_TASK TO CARRY OUT_
Locate all lines with the word "React". Copy them.
--- START ---
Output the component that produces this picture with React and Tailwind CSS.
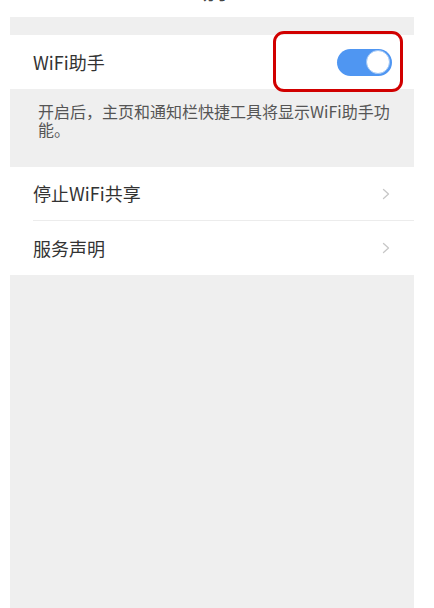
import React from 'react';

const font = { fontFamily: '"Noto Sans CJK SC", "Liberation Sans", sans-serif' };

const Chevron = () => (
  <svg width="8" height="12" viewBox="0 0 8 12" fill="none" stroke="#c7c7c7" strokeWidth="1.3" strokeLinecap="round" strokeLinejoin="round">
    <path d="M1.5 1.5 L6.5 6 L1.5 10.5" />
  </svg>
);

const Toggle = ({ on }) => (
  <div className={`w-[55px] h-[27px] rounded-full flex items-center px-[2px] ${on ? 'bg-[#4f96f2] justify-end' : 'bg-gray-300 justify-start'}`}>
    <div className="w-[24px] h-[24px] rounded-full bg-white border border-[#9cc4f5]"></div>
  </div>
);

const LinkRow = ({ label, divider }) => (
  <div className="bg-white pl-[23px]">
    <div className={`h-[54px] flex items-center justify-between pr-[24px] ${divider ? 'border-b border-[#ececec]' : ''}`}>
      <span className="text-[18px] text-[#333]">{label}</span>
      <Chevron />
    </div>
  </div>
);

export default function App() {
  return (
    <div className="w-[434px] h-[608px] bg-white px-[10px] overflow-hidden" style={font}>
      <div className="w-[404px] h-full bg-[#efefef] flex flex-col">
        {/* header, scrolled mostly out of view */}
        <div className="h-[17px] bg-white overflow-hidden">
          <div className="-mt-[20px] h-[24px] flex items-center text-[18px] leading-[24px] text-[#444]">
            <span className="ml-[28px]">‹</span>
            <span className="ml-[118px]">WiFi助手</span>
          </div>
        </div>
        <div className="h-[18px]"></div>

        <div className="relative">
          <div className="bg-white h-[54px] flex items-center justify-between pl-[23px] pr-[22px]">
            <span className="text-[18px] text-[#333]">WiFi助手</span>
            <Toggle on />
          </div>
          <div className="absolute left-[263px] top-[-4px] w-[130px] h-[61px] border-[3.5px] border-[#d10000] rounded-[11px]"></div>
        </div>

        <div className="h-[78px] pl-[28px] pr-[18px] pt-[13px]">
          <p className="text-[16px] leading-[18px] text-[#555]">开启后，主页和通知栏快捷工具将显示WiFi助手功能。</p>
        </div>

        <LinkRow label="停止WiFi共享" divider />
        <LinkRow label="服务声明" />
      </div>
    </div>
  );
}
--- END ---
_ANSWER TO THIS PROBLEM_
Output the component that produces this picture with React and Tailwind CSS.
import React from 'react';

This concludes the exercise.